* **What to do**: Omit all pictures, then retype the data exactly as given.
## begin Data excerpt
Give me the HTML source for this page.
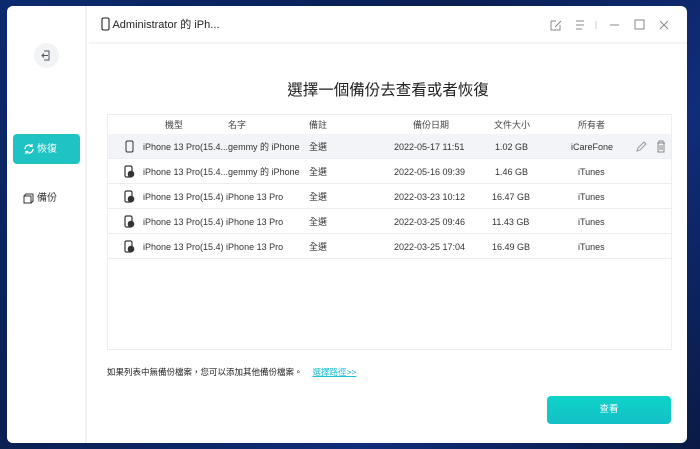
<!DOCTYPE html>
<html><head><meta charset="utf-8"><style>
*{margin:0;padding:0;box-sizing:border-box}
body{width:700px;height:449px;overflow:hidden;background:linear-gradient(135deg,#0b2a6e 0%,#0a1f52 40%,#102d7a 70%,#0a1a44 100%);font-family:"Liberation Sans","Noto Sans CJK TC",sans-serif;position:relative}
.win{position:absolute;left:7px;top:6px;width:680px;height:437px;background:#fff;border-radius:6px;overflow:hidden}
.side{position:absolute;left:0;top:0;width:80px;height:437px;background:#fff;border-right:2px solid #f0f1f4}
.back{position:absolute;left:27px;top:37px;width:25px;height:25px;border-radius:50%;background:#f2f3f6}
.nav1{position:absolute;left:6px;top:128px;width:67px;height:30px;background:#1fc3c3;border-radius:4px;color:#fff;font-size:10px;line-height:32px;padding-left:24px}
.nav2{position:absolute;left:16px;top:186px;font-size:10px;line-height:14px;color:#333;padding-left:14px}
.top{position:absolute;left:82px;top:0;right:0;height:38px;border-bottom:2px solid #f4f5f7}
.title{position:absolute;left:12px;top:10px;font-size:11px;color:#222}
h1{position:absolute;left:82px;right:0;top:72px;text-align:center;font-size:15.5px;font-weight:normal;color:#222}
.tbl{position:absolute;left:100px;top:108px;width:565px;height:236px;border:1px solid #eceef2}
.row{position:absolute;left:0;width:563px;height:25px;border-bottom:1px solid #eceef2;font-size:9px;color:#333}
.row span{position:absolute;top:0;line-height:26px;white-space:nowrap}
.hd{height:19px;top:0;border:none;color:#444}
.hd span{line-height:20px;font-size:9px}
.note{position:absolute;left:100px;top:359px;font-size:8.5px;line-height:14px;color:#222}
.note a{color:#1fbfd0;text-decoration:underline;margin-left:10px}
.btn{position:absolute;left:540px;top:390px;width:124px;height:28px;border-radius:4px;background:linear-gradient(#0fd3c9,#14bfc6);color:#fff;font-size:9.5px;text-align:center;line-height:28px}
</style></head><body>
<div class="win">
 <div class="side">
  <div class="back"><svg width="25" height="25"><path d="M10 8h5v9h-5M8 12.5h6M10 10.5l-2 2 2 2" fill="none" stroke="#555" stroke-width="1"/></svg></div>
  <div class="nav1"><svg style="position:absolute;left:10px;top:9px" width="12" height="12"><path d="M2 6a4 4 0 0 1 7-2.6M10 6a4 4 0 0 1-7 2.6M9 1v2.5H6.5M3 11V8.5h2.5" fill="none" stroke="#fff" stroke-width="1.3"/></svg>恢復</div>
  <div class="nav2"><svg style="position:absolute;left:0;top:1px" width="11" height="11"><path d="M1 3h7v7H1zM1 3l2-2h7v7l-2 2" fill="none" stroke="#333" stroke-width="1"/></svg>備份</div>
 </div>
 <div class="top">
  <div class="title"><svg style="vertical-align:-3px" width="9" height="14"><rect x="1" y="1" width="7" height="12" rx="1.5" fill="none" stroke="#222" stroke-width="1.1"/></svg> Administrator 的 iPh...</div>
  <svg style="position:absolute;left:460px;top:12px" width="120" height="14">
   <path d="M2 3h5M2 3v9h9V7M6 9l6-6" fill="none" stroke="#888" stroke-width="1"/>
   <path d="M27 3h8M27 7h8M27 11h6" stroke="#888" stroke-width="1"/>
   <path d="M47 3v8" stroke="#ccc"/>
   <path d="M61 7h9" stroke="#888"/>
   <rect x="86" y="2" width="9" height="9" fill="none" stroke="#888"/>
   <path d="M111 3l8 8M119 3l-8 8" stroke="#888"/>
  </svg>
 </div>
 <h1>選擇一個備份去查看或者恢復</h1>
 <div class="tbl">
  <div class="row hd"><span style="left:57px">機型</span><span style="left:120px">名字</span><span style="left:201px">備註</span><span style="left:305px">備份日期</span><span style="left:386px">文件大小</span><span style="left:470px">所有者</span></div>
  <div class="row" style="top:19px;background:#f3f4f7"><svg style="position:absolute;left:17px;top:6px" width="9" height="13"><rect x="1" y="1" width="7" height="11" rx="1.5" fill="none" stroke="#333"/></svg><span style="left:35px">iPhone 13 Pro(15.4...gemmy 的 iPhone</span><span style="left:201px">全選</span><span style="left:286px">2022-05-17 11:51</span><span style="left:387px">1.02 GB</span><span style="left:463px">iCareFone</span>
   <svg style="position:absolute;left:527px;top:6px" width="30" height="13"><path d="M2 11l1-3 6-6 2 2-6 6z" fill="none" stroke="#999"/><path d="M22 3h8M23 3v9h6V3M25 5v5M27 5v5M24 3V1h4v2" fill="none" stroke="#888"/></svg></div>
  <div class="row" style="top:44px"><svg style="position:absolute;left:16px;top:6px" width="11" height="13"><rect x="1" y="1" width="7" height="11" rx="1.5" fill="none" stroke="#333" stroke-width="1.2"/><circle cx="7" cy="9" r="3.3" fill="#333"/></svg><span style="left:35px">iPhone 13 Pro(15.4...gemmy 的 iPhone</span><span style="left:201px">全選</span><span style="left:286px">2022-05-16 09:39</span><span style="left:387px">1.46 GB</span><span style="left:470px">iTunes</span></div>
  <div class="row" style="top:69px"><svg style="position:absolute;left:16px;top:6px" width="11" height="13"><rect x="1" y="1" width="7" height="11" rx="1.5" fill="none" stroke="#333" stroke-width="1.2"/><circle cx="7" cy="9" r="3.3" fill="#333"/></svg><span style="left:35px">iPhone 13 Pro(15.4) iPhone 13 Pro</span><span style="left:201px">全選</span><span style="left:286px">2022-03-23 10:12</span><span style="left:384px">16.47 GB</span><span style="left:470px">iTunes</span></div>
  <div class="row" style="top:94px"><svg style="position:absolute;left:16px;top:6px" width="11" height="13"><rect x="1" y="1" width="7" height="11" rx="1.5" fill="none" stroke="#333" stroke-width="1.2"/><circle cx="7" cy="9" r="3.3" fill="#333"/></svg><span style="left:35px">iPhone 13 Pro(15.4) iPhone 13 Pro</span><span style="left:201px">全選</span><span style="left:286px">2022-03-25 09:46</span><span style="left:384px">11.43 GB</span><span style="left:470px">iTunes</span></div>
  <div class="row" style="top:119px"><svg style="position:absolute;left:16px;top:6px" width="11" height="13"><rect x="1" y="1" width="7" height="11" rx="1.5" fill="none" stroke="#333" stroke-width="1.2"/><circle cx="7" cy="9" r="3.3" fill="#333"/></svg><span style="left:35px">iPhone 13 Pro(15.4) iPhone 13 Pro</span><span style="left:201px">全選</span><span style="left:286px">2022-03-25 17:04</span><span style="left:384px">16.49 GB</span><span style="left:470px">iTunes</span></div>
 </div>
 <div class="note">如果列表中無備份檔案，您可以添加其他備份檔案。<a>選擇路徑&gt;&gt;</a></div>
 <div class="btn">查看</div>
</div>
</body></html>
## end Data excerpt
* **The response**:
Give me the HTML source for this page.
<!DOCTYPE html>
<html><head><meta charset="utf-8"><style>
*{margin:0;padding:0;box-sizing:border-box}
body{width:700px;height:449px;overflow:hidden;background:linear-gradient(135deg,#0b2a6e 0%,#0a1f52 40%,#102d7a 70%,#0a1a44 100%);font-family:"Liberation Sans","Noto Sans CJK TC",sans-serif;position:relative}
.win{position:absolute;left:7px;top:6px;width:680px;height:437px;background:#fff;border-radius:6px;overflow:hidden}
.side{position:absolute;left:0;top:0;width:80px;height:437px;background:#fff;border-right:2px solid #f0f1f4}
.back{position:absolute;left:27px;top:37px;width:25px;height:25px;border-radius:50%;background:#f2f3f6}
.nav1{position:absolute;left:6px;top:128px;width:67px;height:30px;background:#1fc3c3;border-radius:4px;color:#fff;font-size:10px;line-height:32px;padding-left:24px}
.nav2{position:absolute;left:16px;top:186px;font-size:10px;line-height:14px;color:#333;padding-left:14px}
.top{position:absolute;left:82px;top:0;right:0;height:38px;border-bottom:2px solid #f4f5f7}
.title{position:absolute;left:12px;top:10px;font-size:11px;color:#222}
h1{position:absolute;left:82px;right:0;top:72px;text-align:center;font-size:15.5px;font-weight:normal;color:#222}
.tbl{position:absolute;left:100px;top:108px;width:565px;height:236px;border:1px solid #eceef2}
.row{position:absolute;left:0;width:563px;height:25px;border-bottom:1px solid #eceef2;font-size:9px;color:#333}
.row span{position:absolute;top:0;line-height:26px;white-space:nowrap}
.hd{height:19px;top:0;border:none;color:#444}
.hd span{line-height:20px;font-size:9px}
.note{position:absolute;left:100px;top:359px;font-size:8.5px;line-height:14px;color:#222}
.note a{color:#1fbfd0;text-decoration:underline;margin-left:10px}
.btn{position:absolute;left:540px;top:390px;width:124px;height:28px;border-radius:4px;background:linear-gradient(#0fd3c9,#14bfc6);color:#fff;font-size:9.5px;text-align:center;line-height:28px}
</style></head><body>
<div class="win">
 <div class="side">
  <div class="back"><svg width="25" height="25"><path d="M10 8h5v9h-5M8 12.5h6M10 10.5l-2 2 2 2" fill="none" stroke="#555" stroke-width="1"/></svg></div>
  <div class="nav1"><svg style="position:absolute;left:10px;top:9px" width="12" height="12"><path d="M2 6a4 4 0 0 1 7-2.6M10 6a4 4 0 0 1-7 2.6M9 1v2.5H6.5M3 11V8.5h2.5" fill="none" stroke="#fff" stroke-width="1.3"/></svg>恢復</div>
  <div class="nav2"><svg style="position:absolute;left:0;top:1px" width="11" height="11"><path d="M1 3h7v7H1zM1 3l2-2h7v7l-2 2" fill="none" stroke="#333" stroke-width="1"/></svg>備份</div>
 </div>
 <div class="top">
  <div class="title"><svg style="vertical-align:-3px" width="9" height="14"><rect x="1" y="1" width="7" height="12" rx="1.5" fill="none" stroke="#222" stroke-width="1.1"/></svg> Administrator 的 iPh...</div>
  <svg style="position:absolute;left:460px;top:12px" width="120" height="14">
   <path d="M2 3h5M2 3v9h9V7M6 9l6-6" fill="none" stroke="#888" stroke-width="1"/>
   <path d="M27 3h8M27 7h8M27 11h6" stroke="#888" stroke-width="1"/>
   <path d="M47 3v8" stroke="#ccc"/>
   <path d="M61 7h9" stroke="#888"/>
   <rect x="86" y="2" width="9" height="9" fill="none" stroke="#888"/>
   <path d="M111 3l8 8M119 3l-8 8" stroke="#888"/>
  </svg>
 </div>
 <h1>選擇一個備份去查看或者恢復</h1>
 <div class="tbl">
  <div class="row hd"><span style="left:57px">機型</span><span style="left:120px">名字</span><span style="left:201px">備註</span><span style="left:305px">備份日期</span><span style="left:386px">文件大小</span><span style="left:470px">所有者</span></div>
  <div class="row" style="top:19px;background:#f3f4f7"><svg style="position:absolute;left:17px;top:6px" width="9" height="13"><rect x="1" y="1" width="7" height="11" rx="1.5" fill="none" stroke="#333"/></svg><span style="left:35px">iPhone 13 Pro(15.4...gemmy 的 iPhone</span><span style="left:201px">全選</span><span style="left:286px">2022-05-17 11:51</span><span style="left:387px">1.02 GB</span><span style="left:463px">iCareFone</span>
   <svg style="position:absolute;left:527px;top:6px" width="30" height="13"><path d="M2 11l1-3 6-6 2 2-6 6z" fill="none" stroke="#999"/><path d="M22 3h8M23 3v9h6V3M25 5v5M27 5v5M24 3V1h4v2" fill="none" stroke="#888"/></svg></div>
  <div class="row" style="top:44px"><svg style="position:absolute;left:16px;top:6px" width="11" height="13"><rect x="1" y="1" width="7" height="11" rx="1.5" fill="none" stroke="#333" stroke-width="1.2"/><circle cx="7" cy="9" r="3.3" fill="#333"/></svg><span style="left:35px">iPhone 13 Pro(15.4...gemmy 的 iPhone</span><span style="left:201px">全選</span><span style="left:286px">2022-05-16 09:39</span><span style="left:387px">1.46 GB</span><span style="left:470px">iTunes</span></div>
  <div class="row" style="top:69px"><svg style="position:absolute;left:16px;top:6px" width="11" height="13"><rect x="1" y="1" width="7" height="11" rx="1.5" fill="none" stroke="#333" stroke-width="1.2"/><circle cx="7" cy="9" r="3.3" fill="#333"/></svg><span style="left:35px">iPhone 13 Pro(15.4) iPhone 13 Pro</span><span style="left:201px">全選</span><span style="left:286px">2022-03-23 10:12</span><span style="left:384px">16.47 GB</span><span style="left:470px">iTunes</span></div>
  <div class="row" style="top:94px"><svg style="position:absolute;left:16px;top:6px" width="11" height="13"><rect x="1" y="1" width="7" height="11" rx="1.5" fill="none" stroke="#333" stroke-width="1.2"/><circle cx="7" cy="9" r="3.3" fill="#333"/></svg><span style="left:35px">iPhone 13 Pro(15.4) iPhone 13 Pro</span><span style="left:201px">全選</span><span style="left:286px">2022-03-25 09:46</span><span style="left:384px">11.43 GB</span><span style="left:470px">iTunes</span></div>
  <div class="row" style="top:119px"><svg style="position:absolute;left:16px;top:6px" width="11" height="13"><rect x="1" y="1" width="7" height="11" rx="1.5" fill="none" stroke="#333" stroke-width="1.2"/><circle cx="7" cy="9" r="3.3" fill="#333"/></svg><span style="left:35px">iPhone 13 Pro(15.4) iPhone 13 Pro</span><span style="left:201px">全選</span><span style="left:286px">2022-03-25 17:04</span><span style="left:384px">16.49 GB</span><span style="left:470px">iTunes</span></div>
 </div>
 <div class="note">如果列表中無備份檔案，您可以添加其他備份檔案。<a>選擇路徑&gt;&gt;</a></div>
 <div class="btn">查看</div>
</div>
</body></html>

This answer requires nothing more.